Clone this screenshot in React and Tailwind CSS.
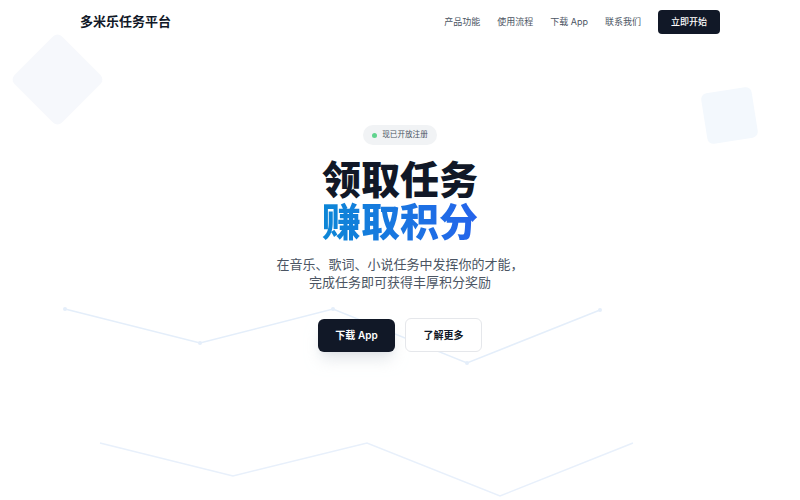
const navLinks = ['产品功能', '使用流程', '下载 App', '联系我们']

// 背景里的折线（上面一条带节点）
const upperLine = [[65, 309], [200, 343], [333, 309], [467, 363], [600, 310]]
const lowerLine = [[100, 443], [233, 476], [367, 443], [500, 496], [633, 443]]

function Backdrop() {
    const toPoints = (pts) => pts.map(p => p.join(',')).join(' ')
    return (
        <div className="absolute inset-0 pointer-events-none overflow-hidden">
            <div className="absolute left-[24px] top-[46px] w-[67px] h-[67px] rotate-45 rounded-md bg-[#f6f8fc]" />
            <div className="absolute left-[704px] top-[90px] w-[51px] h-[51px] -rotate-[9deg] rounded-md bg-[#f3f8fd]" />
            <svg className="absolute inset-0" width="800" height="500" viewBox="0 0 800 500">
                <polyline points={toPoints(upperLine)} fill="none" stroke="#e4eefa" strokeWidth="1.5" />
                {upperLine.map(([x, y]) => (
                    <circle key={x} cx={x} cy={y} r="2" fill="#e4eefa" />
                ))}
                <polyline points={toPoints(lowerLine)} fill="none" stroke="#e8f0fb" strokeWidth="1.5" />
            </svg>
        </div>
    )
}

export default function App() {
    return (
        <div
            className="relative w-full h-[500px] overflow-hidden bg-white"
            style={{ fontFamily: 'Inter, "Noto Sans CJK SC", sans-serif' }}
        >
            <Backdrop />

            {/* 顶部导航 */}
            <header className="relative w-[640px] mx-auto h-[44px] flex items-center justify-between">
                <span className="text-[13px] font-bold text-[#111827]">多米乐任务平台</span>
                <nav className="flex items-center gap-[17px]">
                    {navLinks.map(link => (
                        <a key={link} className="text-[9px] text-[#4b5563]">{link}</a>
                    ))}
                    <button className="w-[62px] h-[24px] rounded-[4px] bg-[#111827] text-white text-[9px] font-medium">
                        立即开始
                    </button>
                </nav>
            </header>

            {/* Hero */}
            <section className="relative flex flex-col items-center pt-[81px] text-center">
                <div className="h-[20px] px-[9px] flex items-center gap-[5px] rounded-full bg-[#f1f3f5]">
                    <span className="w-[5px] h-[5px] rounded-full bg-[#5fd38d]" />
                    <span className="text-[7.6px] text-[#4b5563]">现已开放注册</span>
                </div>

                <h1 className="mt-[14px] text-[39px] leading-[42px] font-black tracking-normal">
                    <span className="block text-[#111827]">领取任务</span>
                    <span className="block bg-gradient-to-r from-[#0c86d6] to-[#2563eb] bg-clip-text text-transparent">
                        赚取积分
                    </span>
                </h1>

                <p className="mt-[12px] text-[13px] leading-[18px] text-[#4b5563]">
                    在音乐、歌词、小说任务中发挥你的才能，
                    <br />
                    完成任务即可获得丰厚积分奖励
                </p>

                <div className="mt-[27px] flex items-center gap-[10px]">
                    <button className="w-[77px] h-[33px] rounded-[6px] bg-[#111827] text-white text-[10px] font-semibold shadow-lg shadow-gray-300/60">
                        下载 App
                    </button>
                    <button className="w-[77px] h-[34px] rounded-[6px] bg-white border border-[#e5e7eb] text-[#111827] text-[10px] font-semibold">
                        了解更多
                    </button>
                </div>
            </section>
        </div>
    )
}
· · ·
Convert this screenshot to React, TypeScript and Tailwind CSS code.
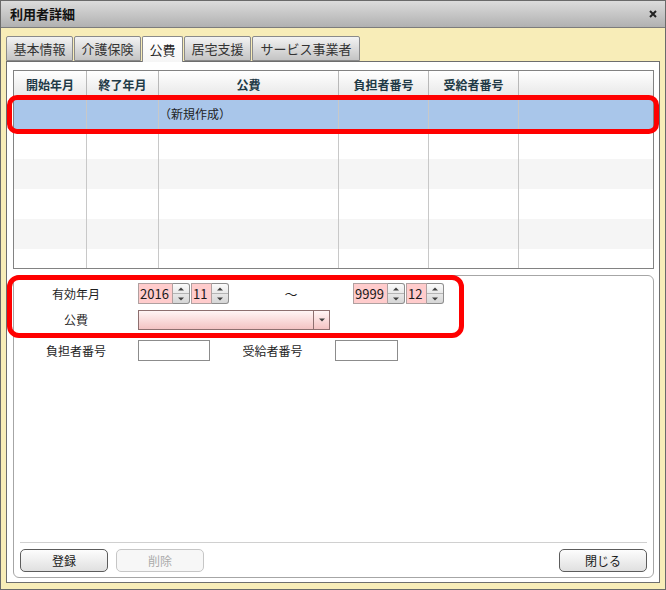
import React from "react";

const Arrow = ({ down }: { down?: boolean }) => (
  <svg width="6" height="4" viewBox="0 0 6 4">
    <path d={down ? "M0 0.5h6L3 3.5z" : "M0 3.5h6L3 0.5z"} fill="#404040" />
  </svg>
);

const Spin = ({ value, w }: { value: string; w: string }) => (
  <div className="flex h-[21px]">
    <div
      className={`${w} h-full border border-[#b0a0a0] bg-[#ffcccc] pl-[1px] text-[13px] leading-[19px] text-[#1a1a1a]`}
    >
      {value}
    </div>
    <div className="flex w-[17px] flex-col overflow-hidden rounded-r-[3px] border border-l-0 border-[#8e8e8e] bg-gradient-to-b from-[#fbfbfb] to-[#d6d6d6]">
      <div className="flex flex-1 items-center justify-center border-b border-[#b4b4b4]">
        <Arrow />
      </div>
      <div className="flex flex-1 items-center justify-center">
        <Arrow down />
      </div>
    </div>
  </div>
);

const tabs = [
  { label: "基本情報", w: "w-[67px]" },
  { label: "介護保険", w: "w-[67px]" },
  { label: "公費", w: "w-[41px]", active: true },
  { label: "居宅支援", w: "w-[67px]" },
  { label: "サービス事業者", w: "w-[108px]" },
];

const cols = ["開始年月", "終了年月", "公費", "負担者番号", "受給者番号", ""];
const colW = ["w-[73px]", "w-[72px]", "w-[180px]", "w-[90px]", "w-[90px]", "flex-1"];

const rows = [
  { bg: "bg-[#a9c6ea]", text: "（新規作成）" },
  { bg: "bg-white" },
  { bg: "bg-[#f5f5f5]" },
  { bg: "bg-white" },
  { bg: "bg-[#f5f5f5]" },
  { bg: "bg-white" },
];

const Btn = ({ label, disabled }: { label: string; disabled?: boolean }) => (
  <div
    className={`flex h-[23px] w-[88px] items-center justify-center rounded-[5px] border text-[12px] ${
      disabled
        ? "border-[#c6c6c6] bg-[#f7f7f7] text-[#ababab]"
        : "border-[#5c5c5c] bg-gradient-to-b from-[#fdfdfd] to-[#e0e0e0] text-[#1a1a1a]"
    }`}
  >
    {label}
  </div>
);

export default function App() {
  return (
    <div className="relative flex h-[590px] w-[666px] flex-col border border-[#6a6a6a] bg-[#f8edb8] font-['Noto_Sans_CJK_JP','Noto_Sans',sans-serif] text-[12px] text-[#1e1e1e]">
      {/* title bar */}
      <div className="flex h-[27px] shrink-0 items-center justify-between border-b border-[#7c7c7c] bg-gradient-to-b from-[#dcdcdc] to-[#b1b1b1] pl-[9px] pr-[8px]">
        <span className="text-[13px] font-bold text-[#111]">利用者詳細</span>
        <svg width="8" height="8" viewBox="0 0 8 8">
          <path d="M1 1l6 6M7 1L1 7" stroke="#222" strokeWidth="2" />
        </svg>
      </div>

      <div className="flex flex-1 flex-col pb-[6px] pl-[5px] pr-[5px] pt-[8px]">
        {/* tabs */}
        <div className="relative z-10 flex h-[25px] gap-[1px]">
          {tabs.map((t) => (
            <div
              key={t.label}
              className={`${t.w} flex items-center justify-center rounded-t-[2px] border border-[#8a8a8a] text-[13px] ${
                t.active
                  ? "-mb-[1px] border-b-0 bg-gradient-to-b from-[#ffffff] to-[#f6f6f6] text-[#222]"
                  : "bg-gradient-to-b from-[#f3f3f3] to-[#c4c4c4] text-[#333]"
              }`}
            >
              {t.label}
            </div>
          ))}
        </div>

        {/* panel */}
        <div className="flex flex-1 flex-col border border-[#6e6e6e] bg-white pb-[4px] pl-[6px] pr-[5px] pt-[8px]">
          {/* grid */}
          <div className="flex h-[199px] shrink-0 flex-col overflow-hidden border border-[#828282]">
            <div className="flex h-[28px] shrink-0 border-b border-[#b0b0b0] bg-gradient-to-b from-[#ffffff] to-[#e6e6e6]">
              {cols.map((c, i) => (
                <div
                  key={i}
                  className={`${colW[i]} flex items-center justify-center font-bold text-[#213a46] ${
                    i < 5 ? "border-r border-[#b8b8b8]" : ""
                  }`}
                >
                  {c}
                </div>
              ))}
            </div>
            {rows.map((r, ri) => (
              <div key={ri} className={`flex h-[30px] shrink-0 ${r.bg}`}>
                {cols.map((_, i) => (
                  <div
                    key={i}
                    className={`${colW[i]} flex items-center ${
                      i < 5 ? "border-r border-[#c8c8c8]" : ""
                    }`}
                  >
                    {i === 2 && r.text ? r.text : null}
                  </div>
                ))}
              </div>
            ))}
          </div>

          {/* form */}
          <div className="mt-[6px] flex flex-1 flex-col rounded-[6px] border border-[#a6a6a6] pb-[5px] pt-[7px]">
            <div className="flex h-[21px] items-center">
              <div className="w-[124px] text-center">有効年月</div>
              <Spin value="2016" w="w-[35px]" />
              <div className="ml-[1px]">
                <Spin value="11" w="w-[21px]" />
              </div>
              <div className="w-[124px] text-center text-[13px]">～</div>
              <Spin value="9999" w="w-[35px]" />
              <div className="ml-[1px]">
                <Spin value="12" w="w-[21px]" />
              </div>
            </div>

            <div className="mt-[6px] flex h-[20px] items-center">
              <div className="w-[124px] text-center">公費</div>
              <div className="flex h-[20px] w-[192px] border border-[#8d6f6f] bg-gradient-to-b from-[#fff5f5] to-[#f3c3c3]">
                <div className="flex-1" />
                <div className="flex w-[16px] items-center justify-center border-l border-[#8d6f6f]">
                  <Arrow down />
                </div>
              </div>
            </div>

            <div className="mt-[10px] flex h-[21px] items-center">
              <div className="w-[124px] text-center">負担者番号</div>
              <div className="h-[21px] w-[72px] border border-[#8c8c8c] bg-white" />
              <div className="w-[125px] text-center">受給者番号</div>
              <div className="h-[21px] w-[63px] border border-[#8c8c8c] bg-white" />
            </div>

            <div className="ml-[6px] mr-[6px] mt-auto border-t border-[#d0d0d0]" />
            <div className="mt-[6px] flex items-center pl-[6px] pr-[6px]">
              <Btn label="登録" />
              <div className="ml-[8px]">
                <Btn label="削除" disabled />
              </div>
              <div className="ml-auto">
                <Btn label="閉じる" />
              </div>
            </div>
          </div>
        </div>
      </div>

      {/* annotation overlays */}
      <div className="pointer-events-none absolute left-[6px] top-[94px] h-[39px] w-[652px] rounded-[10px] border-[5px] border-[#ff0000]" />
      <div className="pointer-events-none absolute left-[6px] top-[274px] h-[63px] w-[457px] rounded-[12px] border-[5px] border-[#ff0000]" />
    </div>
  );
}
· · ·
_WORK REQUIRED:_ Omit all pictures and repeat exactly the lines from the one containing "Clone this screenshot" through the one containing "<Backdrop />", ends included, with nothing added.

_COMPLETE RESPONSE:_
Clone this screenshot in React and Tailwind CSS.
const navLinks = ['产品功能', '使用流程', '下载 App', '联系我们']

// 背景里的折线（上面一条带节点）
const upperLine = [[65, 309], [200, 343], [333, 309], [467, 363], [600, 310]]
const lowerLine = [[100, 443], [233, 476], [367, 443], [500, 496], [633, 443]]

function Backdrop() {
    const toPoints = (pts) => pts.map(p => p.join(',')).join(' ')
    return (
        <div className="absolute inset-0 pointer-events-none overflow-hidden">
            <div className="absolute left-[24px] top-[46px] w-[67px] h-[67px] rotate-45 rounded-md bg-[#f6f8fc]" />
            <div className="absolute left-[704px] top-[90px] w-[51px] h-[51px] -rotate-[9deg] rounded-md bg-[#f3f8fd]" />
            <svg className="absolute inset-0" width="800" height="500" viewBox="0 0 800 500">
                <polyline points={toPoints(upperLine)} fill="none" stroke="#e4eefa" strokeWidth="1.5" />
                {upperLine.map(([x, y]) => (
                    <circle key={x} cx={x} cy={y} r="2" fill="#e4eefa" />
                ))}
                <polyline points={toPoints(lowerLine)} fill="none" stroke="#e8f0fb" strokeWidth="1.5" />
            </svg>
        </div>
    )
}

export default function App() {
    return (
        <div
            className="relative w-full h-[500px] overflow-hidden bg-white"
            style={{ fontFamily: 'Inter, "Noto Sans CJK SC", sans-serif' }}
        >
            <Backdrop />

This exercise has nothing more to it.